И еще, конечно, будет много ярких закусок, острых и неожиданных, как коктейль на вкус бармена. Экстази в клубе 90-х в обществе БГ, концерт в самом известном панк-рок-клубе мира CBGB с Вознесенским и привезенные им из Приднестровья на фуршет ЛДПР гранаты («до сих пор помню глаза Вольфыча и запах салата оливье на столах»). Вам еще?Будет, конечно, и очерк времен. Тот Париж 80-х, где, подверженный обструкции за поддержку Палестины, безвестно умирал в дешевом арабском отеле Жене. Наши вольные 90-е, когда «люди ночами в пургу пили на Арбате, кричали и спорили в метели о политике». И 2000-е, «что называется, ни рыба, ни мясо».
Сверху веточка петрушки-юмора («ОМОН бьет говнюков, пришедших наброситься на меня, что человеку еще нужно?») и долька лимона — той образности, которую ждать только от действительно крупнокалиберного писателя («весь день шел пушистый, отчаянно белый снег, и на ветви лип, куда выходят окна двух моих комнат в центре Москвы, налипла сказка»).
В красном же углу картина старинных мастеров маслом — «Эдуард Лимонов и смерть». По поводу своего «солидного», как принято говорить, возраста Лимонов шутит и кокетничает — что каким-то не очень понятным образом попал в эту «возрастную группу», что-де в его-то годы мог что-то и забыть (и, конечно, через пару строк прекрасно вспоминает «забытое»). Такой он старик поневоле, в общем.

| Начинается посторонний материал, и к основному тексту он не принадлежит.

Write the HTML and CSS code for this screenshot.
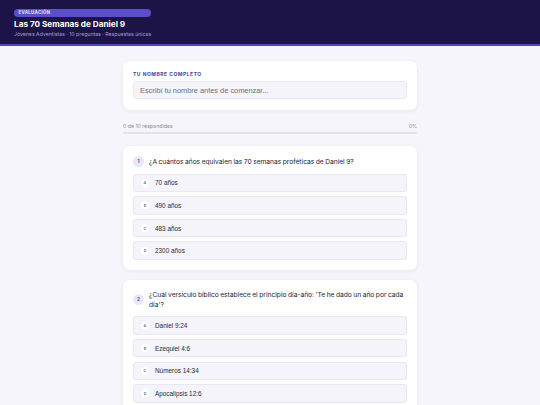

Но да, о смерти хоть и опять же без страха и пиетета, но медитирует, роняет, как землю на крышку гроба, ремарки. «Чтобы я запомнил эту сцену и через добрые полвека связал в честь его пару страниц. Не воображаю, но, видимо, так. От большинства людей мало что остается» (о своем рано погибшем школьном приятеле). «Пишу, чтобы доказать, что жизни людей незначительны? Ну да» (о Е. Бачурине). И все потому, что «никакой морали извлечь из смертей невозможно. Разве что каждая смерть — это практически доказательство отсутствия бессмертия»?
Кажется, Лимонов еще что-то успеет об этом написать.